The magistrate judge rejected the insurer’s argument that the festival organizer failed to comply with the policy’s notice provision because it provided notice of the lawsuit when it was filed rather than waiting until it was served with process. 

The insurer argued that the complaint did not seek “Loss,” which the policy defined to carve out any “amount uninsurable under the law,” by characterizing the plaintiffs’ claim for return of any amounts paid for tickets as a claim for disgorgement of ill-gotten gains.  The magistrate judge concluded that because no allegations had been asserted that the festival organizer fraudulently or illegally acquired payments from the plaintiffs, the complaint did not seek amounts uninsurable under Texas law and instead sought covered “Loss” under the policy.

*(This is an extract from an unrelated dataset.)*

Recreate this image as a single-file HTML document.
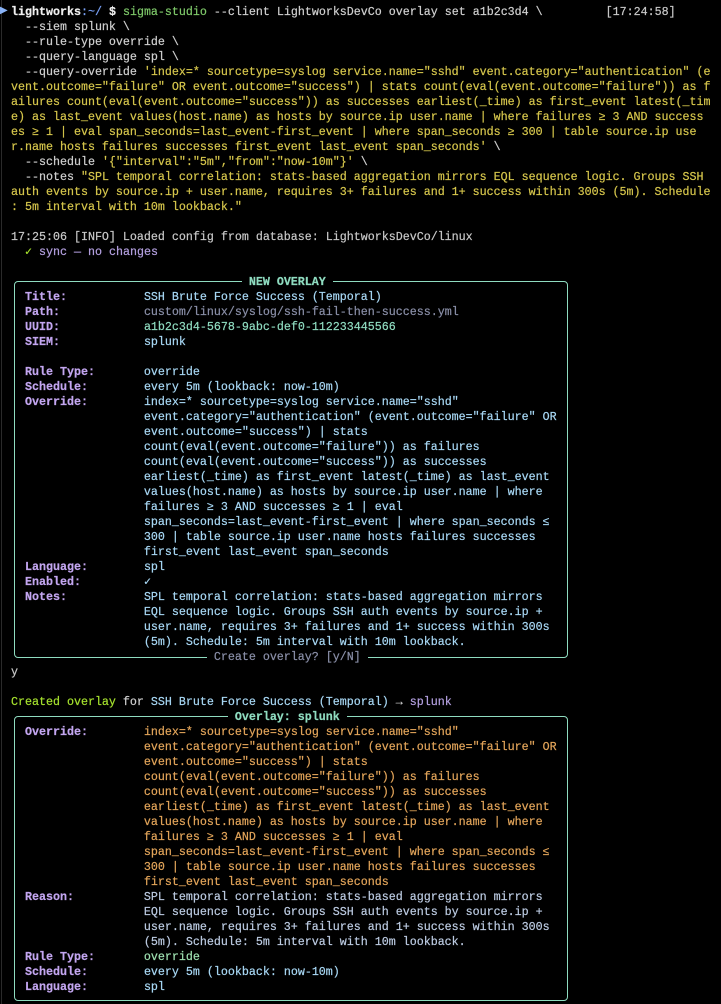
<!DOCTYPE html>
<html><head><meta charset="utf-8"><style>
html,body{margin:0;padding:0;background:#000;width:721px;height:1004px;overflow:hidden}
pre{position:absolute;left:11px;top:4.5px;margin:0;font-family:"Liberation Mono","DejaVu Sans Mono",monospace;font-size:11.67px;line-height:15px;color:#d0d0d0;z-index:2;white-space:pre;-webkit-text-stroke:0.2px currentColor}
.box{position:absolute;border:1px solid #8fdcc0;border-radius:4px;z-index:1}
.w{color:#f0f0f0;font-weight:bold}.bl{color:#7aa2f7}.g{color:#7fc96a}.y{color:#d6c64c}.gr{color:#c8c8c8}
.ck{color:#a6e22e}.lv{color:#b4a0e0}.lb{color:#c3a6f0;font-weight:bold}.v{color:#a8d8f5}.p{color:#8a8fa8}
.u{color:#8fdcc0}.mt{color:#8fdcc0;font-weight:bold;background:#000}.bg{background:#000}.o{color:#e3a55a}.r{color:#bccbe2}.ov{color:#9ee0b0}
.arrow{position:absolute;left:0;top:5px;font-size:10px;color:#8ab4f8;font-family:"DejaVu Sans",sans-serif;z-index:3}
.side{position:absolute;left:1px;top:0;width:1px;height:1004px;background:#2a2a2a}
</style></head><body>
<div class="side"></div>
<div class="arrow">▶</div>
<div class="box" style="left:14px;top:281px;width:552px;height:375px"></div>
<div class="box" style="left:14px;top:716px;width:552px;height:283px"></div>
<pre><span class="w">lightworks</span><span class="bl">:~/</span> <span class="w">$</span> <span class="g">sigma-studio</span> --client LightworksDevCo overlay set a1b2c3d4 \         <span class="gr">[17:24:58]</span>
  --siem splunk \
  --rule-type override \
  --query-language spl \
  --query-override <span class="y">'index=* sourcetype=syslog service.name="sshd" event.category="authentication" (e</span>
<span class="y">vent.outcome="failure" OR event.outcome="success") | stats count(eval(event.outcome="failure")) as f</span>
<span class="y">ailures count(eval(event.outcome="success")) as successes earliest(_time) as first_event latest(_tim</span>
<span class="y">e) as last_event values(host.name) as hosts by source.ip user.name | where failures ≥ 3 AND success</span>
<span class="y">es ≥ 1 | eval span_seconds=last_event-first_event | where span_seconds ≥ 300 | table source.ip use</span>
<span class="y">r.name hosts failures successes first_event last_event span_seconds'</span> \
  --schedule <span class="y">'{"interval":"5m","from":"now-10m"}'</span> \
  --notes <span class="y">"SPL temporal correlation: stats-based aggregation mirrors EQL sequence logic. Groups SSH</span>
<span class="y">auth events by source.ip + user.name, requires 3+ failures and 1+ success within 300s (5m). Schedule</span>
<span class="y">: 5m interval with 10m lookback."</span>

<span class="gr">17:25:06 [INFO] Loaded config from database: LightworksDevCo/linux</span>
  <span class="ck">✓</span> <span class="lv">sync — no changes</span>

                                 <span class="mt"> NEW OVERLAY </span>
  <span class="lb">Title:</span>           <span class="v">SSH Brute Force Success (Temporal)</span>
  <span class="lb">Path:</span>            <span class="p">custom/linux/syslog/ssh-fail-then-success.yml</span>
  <span class="lb">UUID:</span>            <span class="u">a1b2c3d4-5678-9abc-def0-112233445566</span>
  <span class="lb">SIEM:</span>            <span class="v">splunk</span>

  <span class="lb">Rule Type:</span>       <span class="v">override</span>
  <span class="lb">Schedule:</span>        <span class="v">every 5m (lookback: now-10m)</span>
  <span class="lb">Override:</span>        <span class="v">index=* sourcetype=syslog service.name="sshd"</span>
                   <span class="v">event.category="authentication" (event.outcome="failure" OR</span>
                   <span class="v">event.outcome="success") | stats</span>
                   <span class="v">count(eval(event.outcome="failure")) as failures</span>
                   <span class="v">count(eval(event.outcome="success")) as successes</span>
                   <span class="v">earliest(_time) as first_event latest(_time) as last_event</span>
                   <span class="v">values(host.name) as hosts by source.ip user.name | where</span>
                   <span class="v">failures ≥ 3 AND successes ≥ 1 | eval</span>
                   <span class="v">span_seconds=last_event-first_event | where span_seconds ≤</span>
                   <span class="v">300 | table source.ip user.name hosts failures successes</span>
                   <span class="v">first_event last_event span_seconds</span>
  <span class="lb">Language:</span>        <span class="v">spl</span>
  <span class="lb">Enabled:</span>         <span class="v">✓</span>
  <span class="lb">Notes:</span>           <span class="v">SPL temporal correlation: stats-based aggregation mirrors</span>
                   <span class="v">EQL sequence logic. Groups SSH auth events by source.ip +</span>
                   <span class="v">user.name, requires 3+ failures and 1+ success within 300s</span>
                   <span class="v">(5m). Schedule: 5m interval with 10m lookback.</span>
                            <span class="p bg"> Create overlay? [y/N] </span>
<span class="gr">y</span>

<span class="ck">Created overlay</span> for <span class="v">SSH Brute Force Success (Temporal)</span> → <span class="lv">splunk</span>
                               <span class="mt"> Overlay: splunk </span>
  <span class="lb">Override:</span>        <span class="o">index=* sourcetype=syslog service.name="sshd"</span>
                   <span class="o">event.category="authentication" (event.outcome="failure" OR</span>
                   <span class="o">event.outcome="success") | stats</span>
                   <span class="o">count(eval(event.outcome="failure")) as failures</span>
                   <span class="o">count(eval(event.outcome="success")) as successes</span>
                   <span class="o">earliest(_time) as first_event latest(_time) as last_event</span>
                   <span class="o">values(host.name) as hosts by source.ip user.name | where</span>
                   <span class="o">failures ≥ 3 AND successes ≥ 1 | eval</span>
                   <span class="o">span_seconds=last_event-first_event | where span_seconds ≤</span>
                   <span class="o">300 | table source.ip user.name hosts failures successes</span>
                   <span class="o">first_event last_event span_seconds</span>
  <span class="lb">Reason:</span>          <span class="r">SPL temporal correlation: stats-based aggregation mirrors</span>
                   <span class="r">EQL sequence logic. Groups SSH auth events by source.ip +</span>
                   <span class="r">user.name, requires 3+ failures and 1+ success within 300s</span>
                   <span class="r">(5m). Schedule: 5m interval with 10m lookback.</span>
  <span class="lb">Rule Type:</span>       <span class="ov">override</span>
  <span class="lb">Schedule:</span>        <span class="v">every 5m (lookback: now-10m)</span>
  <span class="lb">Language:</span>        <span class="v">spl</span></pre>
</body></html>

However, the magistrate judge concluded that the contract exclusion, which precluded coverage for “any Claim . . . based upon, arising from or in consequence of any liability in connection with any oral or written contract or agreement,” applied to preclude coverage for the lawsuit.  The magistrate judge concluded that the exclusion applied not only to the breach of contract claim but also the unjust enrichment and conversion claims.  The unjust enrichment and conversion claims arose from the ticket sale contract, as the plaintiffs could not have brought these claims absent the ticket sale contract.  In so concluding, the magistrate judge stated that the contract exclusion did not render the policy illusory because the policy affords coverage for claims unrelated to a contract, and the exception to the exclusion provides coverage for claims if the insured would have been liable in absence of the contract or agreement.

After concluding the insurer had no duty to defend or indemnify, the magistrate judge concluded that the festival organizer’s bad faith claim must also fail because the insured had not demonstrated that the insurer’s conduct was extreme and produced damages independent of the policy claim, which is the standard under Texas law for bad faith claims to survive when the insurer properly denied coverage.